* [Directive] Make an exact copy of the lines, leaving the pictures out.
-- begin --
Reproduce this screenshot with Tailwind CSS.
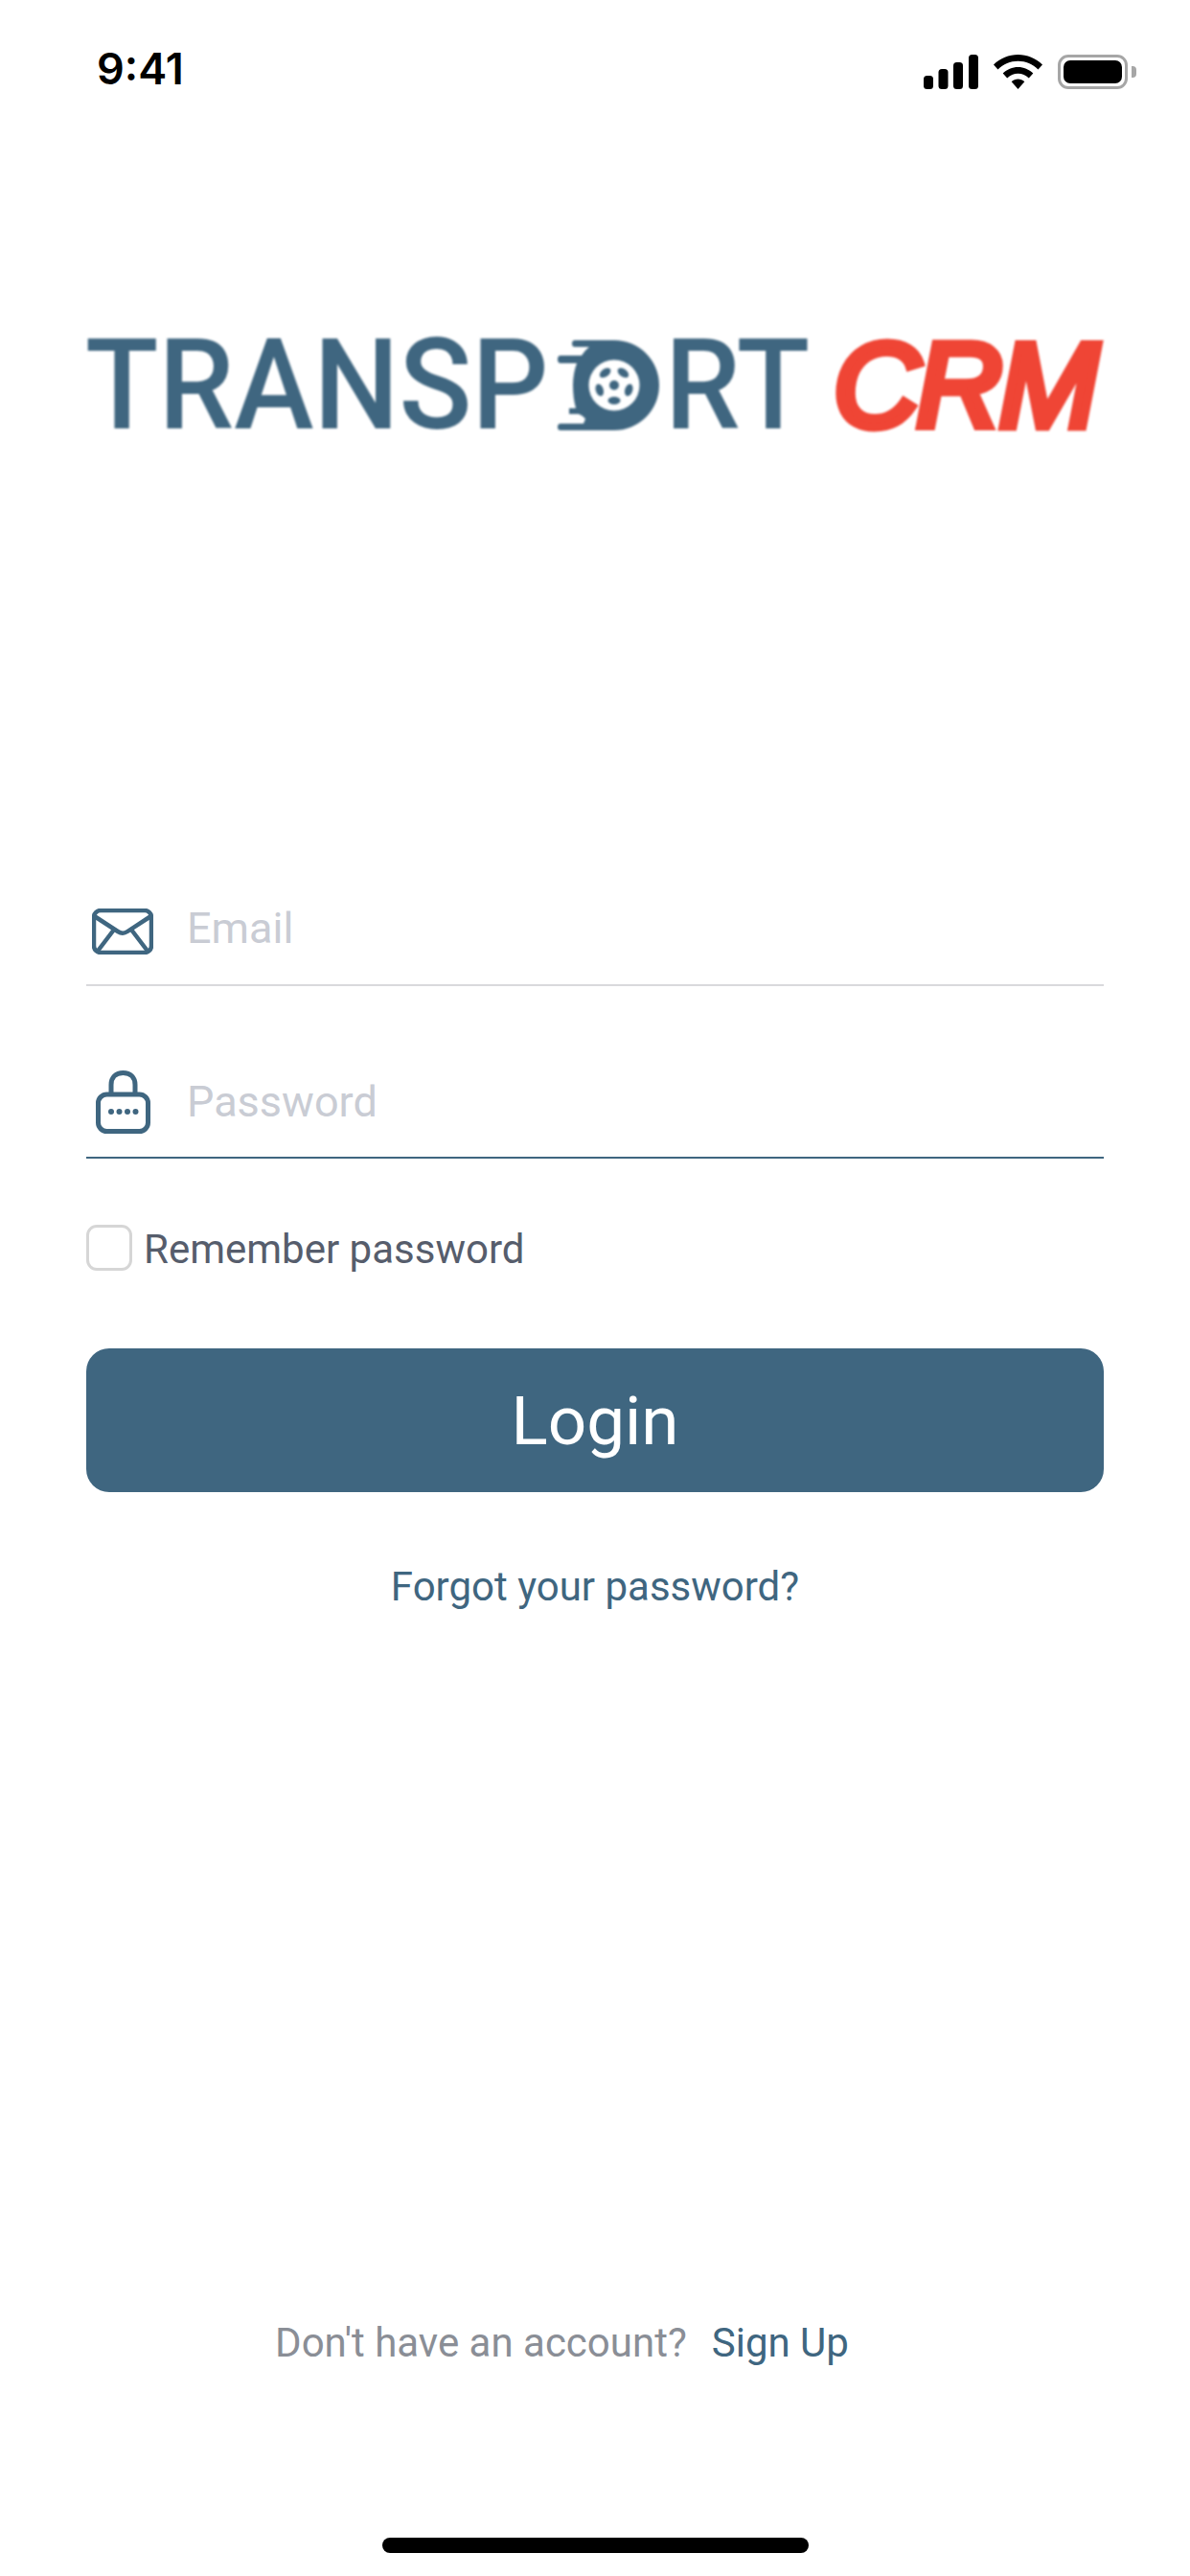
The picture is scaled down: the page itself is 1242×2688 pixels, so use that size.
<!DOCTYPE html>
<html lang="en">
<head>
    <meta charset="UTF-8">
    <meta name="viewport" content="width=device-width, initial-scale=1.0">
    <title>Transport CRM Login</title>
    <script src="https://cdn.jsdelivr.net/npm/@tailwindcss/browser@4"></script>
</head>
<body class="bg-white">
    <div class="w-[1242px] h-[2688px] flex flex-col font-['Roboto',sans-serif] overflow-hidden">

        <!-- Status bar -->
        <div class="h-[110px] flex items-start justify-between pl-[101px] pr-[56px] pt-[45px]">
            <span class="pt-[1px] text-[45px] leading-[52px] font-semibold text-black font-['Inter',sans-serif]">9:41</span>
            <div class="flex items-center gap-[16px] pt-[12px]">
                <svg width="57" height="36" viewBox="0 0 57 36" fill="#000">
                    <rect x="0" y="22" width="10" height="14" rx="3.500"/>
                    <rect x="15.500" y="15" width="10" height="21" rx="3.500"/>
                    <rect x="31" y="8" width="10" height="28" rx="3.500"/>
                    <rect x="47" y="0" width="10" height="36" rx="3.500"/>
                </svg>
                <svg width="51" height="36" viewBox="0 0 51 36" fill="#000">
                    <path d="M25.500 0C35 0 44 3.800 51 10.500L46.500 15.500C40.800 10 33.500 6.800 25.500 6.800C17.500 6.800 10.200 10 4.500 15.500L0 10.500C7 3.800 16 0 25.500 0Z"/>
                    <path d="M25.500 13C31.500 13 37 15.400 41.300 19.500L36.800 24.500C33.700 21.600 29.800 19.800 25.500 19.800C21.200 19.800 17.300 21.600 14.200 24.500L9.700 19.500C14 15.400 19.500 13 25.500 13Z"/>
                    <path d="M25.500 25.500C28 25.500 30.400 26.500 32.300 28.200L25.500 36L18.700 28.200C20.600 26.500 23 25.500 25.500 25.500Z"/>
                </svg>
                <div class="flex items-center">
                    <div class="w-[73px] h-[36px] rounded-[11px] border-[3px] border-[#a6a6a6] p-[3px]">
                        <div class="w-full h-full rounded-[7px] bg-black"></div>
                    </div>
                    <div class="ml-[4px] w-[5px] h-[12px] rounded-r-[4px] bg-[#a6a6a6]"></div>
                </div>
            </div>
        </div>

        <!-- Logo -->
        <div class="mt-[245px] ml-[89px] h-[94px] flex items-center blur-[1px]">
            <div class="w-[481px] h-[94px] flex items-center">
                <span class="origin-left scale-x-[.95] text-[132px] leading-[94px] font-medium text-[#3f6680] whitespace-nowrap">TRANSP</span>
            </div>
            <svg class="ml-[12px]" width="106" height="94" viewBox="0 0 106 94">
                <path fill="#3f6680" d="M18 0H59A47 47 0 0 1 59 94H3Q0 94 0 90.500Q0 87 3 87H27L29 82Q27 79 22 77H12V71H19Q16 60 16 47Q16 35 20 24H3Q0 24 0 20Q0 16 3 16H25Q29 10 33 7H18Q15 7 15 3.500Q15 0 18 0Z"/>
                <circle cx="59" cy="47" r="26.500" fill="#fff"/>
                <circle cx="59" cy="47" r="5" fill="#3f6680"/>
                <g fill="#3f6680">
                    <ellipse cx="59" cy="63" rx="6.500" ry="4"/>
                    <ellipse cx="59" cy="63" rx="6.500" ry="4" transform="rotate(72 59 47)"/>
                    <ellipse cx="59" cy="63" rx="6.500" ry="4" transform="rotate(144 59 47)"/>
                    <ellipse cx="59" cy="63" rx="6.500" ry="4" transform="rotate(216 59 47)"/>
                    <ellipse cx="59" cy="63" rx="6.500" ry="4" transform="rotate(288 59 47)"/>
                </g>
            </svg>
            <div class="ml-[6px] w-[143px] h-[94px] flex items-center">
                <span class="origin-left scale-x-[.95] text-[132px] leading-[94px] font-medium text-[#3f6680] whitespace-nowrap">RT</span>
            </div>
            <div class="ml-[33px] h-[94px] flex items-center font-['Liberation_Sans',sans-serif] italic font-normal text-[124px] leading-[94px] text-[#ef4535] tracking-[-3px] [-webkit-text-stroke:9px_#ef4535] [stroke-linejoin:round]">CRM</div>
        </div>

        <!-- Email -->
        <div class="mt-[480px] mx-[90px] h-[100px] border-b-2 border-[#d9d9dc] flex items-center">
            <svg class="ml-[6px] mb-[12px]" width="64" height="48" viewBox="0 0 64 48" fill="none" stroke="#3f6680" stroke-width="4.500" stroke-linecap="round" stroke-linejoin="round">
                <rect x="2" y="2" width="60" height="44" rx="7"/>
                <path d="M4 9L27 24C30 26 34 26 37 24L60 9"/>
                <path d="M7 43L23 22M57 43L41 22"/>
            </svg>
            <input type="text" placeholder="Email" class="ml-[35px] mb-[18px] flex-1 bg-transparent outline-none text-[45px] leading-[52px] placeholder:text-[#c9ccd4]">
        </div>

        <!-- Password -->
        <div class="mt-[80px] mx-[90px] h-[100px] border-b-2 border-[#3f6680] flex items-center">
            <svg class="ml-[10px] mb-[16px]" width="57" height="66" viewBox="0 0 57 66" fill="none" stroke="#3f6680" stroke-width="5" stroke-linecap="round" stroke-linejoin="round">
                <rect x="2.500" y="25" width="52" height="38.500" rx="9"/>
                <path d="M16 24V15C16 7 21 2.500 28.500 2.500C36 2.500 41 7 41 15V24"/>
                <g fill="#3f6680" stroke="none">
                    <circle cx="16" cy="43" r="3"/>
                    <circle cx="24.500" cy="43" r="3"/>
                    <circle cx="33" cy="43" r="3"/>
                    <circle cx="41.500" cy="43" r="3"/>
                </g>
            </svg>
            <input type="password" placeholder="Password" class="ml-[38px] mb-[16px] flex-1 bg-transparent outline-none text-[45px] leading-[52px] placeholder:text-[#c9ccd4]">
        </div>

        <!-- Remember -->
        <label class="mt-[69px] ml-[90px] h-[48px] flex items-center">
            <input type="checkbox" class="appearance-none w-[48px] h-[48px] rounded-[11px] border-[3px] border-[#d6d6d6] bg-white">
            <span class="ml-[12px] pt-[4px] text-[42px] leading-[48px] text-[#565d6c]">Remember password</span>
        </label>

        <!-- Login -->
        <button class="mt-[81px] mx-[90px] h-[150px] pt-[3px] rounded-[24px] bg-[#3f6680] text-white text-[71px]">Login</button>

        <div class="mt-[74px] h-[50px] text-center text-[42px] leading-[50px] text-[#3f6680]">Forgot your password?</div>

        <!-- Sign up -->
        <div class="mt-auto h-[50px] pr-[69px] flex items-center justify-center text-[42px] leading-[50px]">
            <span class="text-[#8a8e96]">Don't have an account?</span>
            <span class="ml-[26px] text-[#3f6680]">Sign Up</span>
        </div>

        <!-- Home indicator -->
        <div class="mt-[178px] mb-[24px] mx-auto w-[445px] h-[16px] rounded-full bg-black"></div>
    </div>
</body>
</html>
-- end --
* [Task answer]
Reproduce this screenshot with Tailwind CSS.
The picture is scaled down: the page itself is 1242×2688 pixels, so use that size.
<!DOCTYPE html>
<html lang="en">
<head>
    <meta charset="UTF-8">
    <meta name="viewport" content="width=device-width, initial-scale=1.0">
    <title>Transport CRM Login</title>
    <script src="https://cdn.jsdelivr.net/npm/@tailwindcss/browser@4"></script>
</head>
<body class="bg-white">
    <div class="w-[1242px] h-[2688px] flex flex-col font-['Roboto',sans-serif] overflow-hidden">

        <!-- Status bar -->
        <div class="h-[110px] flex items-start justify-between pl-[101px] pr-[56px] pt-[45px]">
            <span class="pt-[1px] text-[45px] leading-[52px] font-semibold text-black font-['Inter',sans-serif]">9:41</span>
            <div class="flex items-center gap-[16px] pt-[12px]">
                <svg width="57" height="36" viewBox="0 0 57 36" fill="#000">
                    <rect x="0" y="22" width="10" height="14" rx="3.500"/>
                    <rect x="15.500" y="15" width="10" height="21" rx="3.500"/>
                    <rect x="31" y="8" width="10" height="28" rx="3.500"/>
                    <rect x="47" y="0" width="10" height="36" rx="3.500"/>
                </svg>
                <svg width="51" height="36" viewBox="0 0 51 36" fill="#000">
                    <path d="M25.500 0C35 0 44 3.800 51 10.500L46.500 15.500C40.800 10 33.500 6.800 25.500 6.800C17.500 6.800 10.200 10 4.500 15.500L0 10.500C7 3.800 16 0 25.500 0Z"/>
                    <path d="M25.500 13C31.500 13 37 15.400 41.300 19.500L36.800 24.500C33.700 21.600 29.800 19.800 25.500 19.800C21.200 19.800 17.300 21.600 14.200 24.500L9.700 19.500C14 15.400 19.500 13 25.500 13Z"/>
                    <path d="M25.500 25.500C28 25.500 30.400 26.500 32.300 28.200L25.500 36L18.700 28.200C20.600 26.500 23 25.500 25.500 25.500Z"/>
                </svg>
                <div class="flex items-center">
                    <div class="w-[73px] h-[36px] rounded-[11px] border-[3px] border-[#a6a6a6] p-[3px]">
                        <div class="w-full h-full rounded-[7px] bg-black"></div>
                    </div>
                    <div class="ml-[4px] w-[5px] h-[12px] rounded-r-[4px] bg-[#a6a6a6]"></div>
                </div>
            </div>
        </div>

        <!-- Logo -->
        <div class="mt-[245px] ml-[89px] h-[94px] flex items-center blur-[1px]">
            <div class="w-[481px] h-[94px] flex items-center">
                <span class="origin-left scale-x-[.95] text-[132px] leading-[94px] font-medium text-[#3f6680] whitespace-nowrap">TRANSP</span>
            </div>
            <svg class="ml-[12px]" width="106" height="94" viewBox="0 0 106 94">
                <path fill="#3f6680" d="M18 0H59A47 47 0 0 1 59 94H3Q0 94 0 90.500Q0 87 3 87H27L29 82Q27 79 22 77H12V71H19Q16 60 16 47Q16 35 20 24H3Q0 24 0 20Q0 16 3 16H25Q29 10 33 7H18Q15 7 15 3.500Q15 0 18 0Z"/>
                <circle cx="59" cy="47" r="26.500" fill="#fff"/>
                <circle cx="59" cy="47" r="5" fill="#3f6680"/>
                <g fill="#3f6680">
                    <ellipse cx="59" cy="63" rx="6.500" ry="4"/>
                    <ellipse cx="59" cy="63" rx="6.500" ry="4" transform="rotate(72 59 47)"/>
                    <ellipse cx="59" cy="63" rx="6.500" ry="4" transform="rotate(144 59 47)"/>
                    <ellipse cx="59" cy="63" rx="6.500" ry="4" transform="rotate(216 59 47)"/>
                    <ellipse cx="59" cy="63" rx="6.500" ry="4" transform="rotate(288 59 47)"/>
                </g>
            </svg>
            <div class="ml-[6px] w-[143px] h-[94px] flex items-center">
                <span class="origin-left scale-x-[.95] text-[132px] leading-[94px] font-medium text-[#3f6680] whitespace-nowrap">RT</span>
            </div>
            <div class="ml-[33px] h-[94px] flex items-center font-['Liberation_Sans',sans-serif] italic font-normal text-[124px] leading-[94px] text-[#ef4535] tracking-[-3px] [-webkit-text-stroke:9px_#ef4535] [stroke-linejoin:round]">CRM</div>
        </div>

        <!-- Email -->
        <div class="mt-[480px] mx-[90px] h-[100px] border-b-2 border-[#d9d9dc] flex items-center">
            <svg class="ml-[6px] mb-[12px]" width="64" height="48" viewBox="0 0 64 48" fill="none" stroke="#3f6680" stroke-width="4.500" stroke-linecap="round" stroke-linejoin="round">
                <rect x="2" y="2" width="60" height="44" rx="7"/>
                <path d="M4 9L27 24C30 26 34 26 37 24L60 9"/>
                <path d="M7 43L23 22M57 43L41 22"/>
            </svg>
            <input type="text" placeholder="Email" class="ml-[35px] mb-[18px] flex-1 bg-transparent outline-none text-[45px] leading-[52px] placeholder:text-[#c9ccd4]">
        </div>

        <!-- Password -->
        <div class="mt-[80px] mx-[90px] h-[100px] border-b-2 border-[#3f6680] flex items-center">
            <svg class="ml-[10px] mb-[16px]" width="57" height="66" viewBox="0 0 57 66" fill="none" stroke="#3f6680" stroke-width="5" stroke-linecap="round" stroke-linejoin="round">
                <rect x="2.500" y="25" width="52" height="38.500" rx="9"/>
                <path d="M16 24V15C16 7 21 2.500 28.500 2.500C36 2.500 41 7 41 15V24"/>
                <g fill="#3f6680" stroke="none">
                    <circle cx="16" cy="43" r="3"/>
                    <circle cx="24.500" cy="43" r="3"/>
                    <circle cx="33" cy="43" r="3"/>
                    <circle cx="41.500" cy="43" r="3"/>
                </g>
            </svg>
            <input type="password" placeholder="Password" class="ml-[38px] mb-[16px] flex-1 bg-transparent outline-none text-[45px] leading-[52px] placeholder:text-[#c9ccd4]">
        </div>

        <!-- Remember -->
        <label class="mt-[69px] ml-[90px] h-[48px] flex items-center">
            <input type="checkbox" class="appearance-none w-[48px] h-[48px] rounded-[11px] border-[3px] border-[#d6d6d6] bg-white">
            <span class="ml-[12px] pt-[4px] text-[42px] leading-[48px] text-[#565d6c]">Remember password</span>
        </label>

        <!-- Login -->
        <button class="mt-[81px] mx-[90px] h-[150px] pt-[3px] rounded-[24px] bg-[#3f6680] text-white text-[71px]">Login</button>

        <div class="mt-[74px] h-[50px] text-center text-[42px] leading-[50px] text-[#3f6680]">Forgot your password?</div>

        <!-- Sign up -->
        <div class="mt-auto h-[50px] pr-[69px] flex items-center justify-center text-[42px] leading-[50px]">
            <span class="text-[#8a8e96]">Don't have an account?</span>
            <span class="ml-[26px] text-[#3f6680]">Sign Up</span>
        </div>

        <!-- Home indicator -->
        <div class="mt-[178px] mb-[24px] mx-auto w-[445px] h-[16px] rounded-full bg-black"></div>
    </div>
</body>
</html>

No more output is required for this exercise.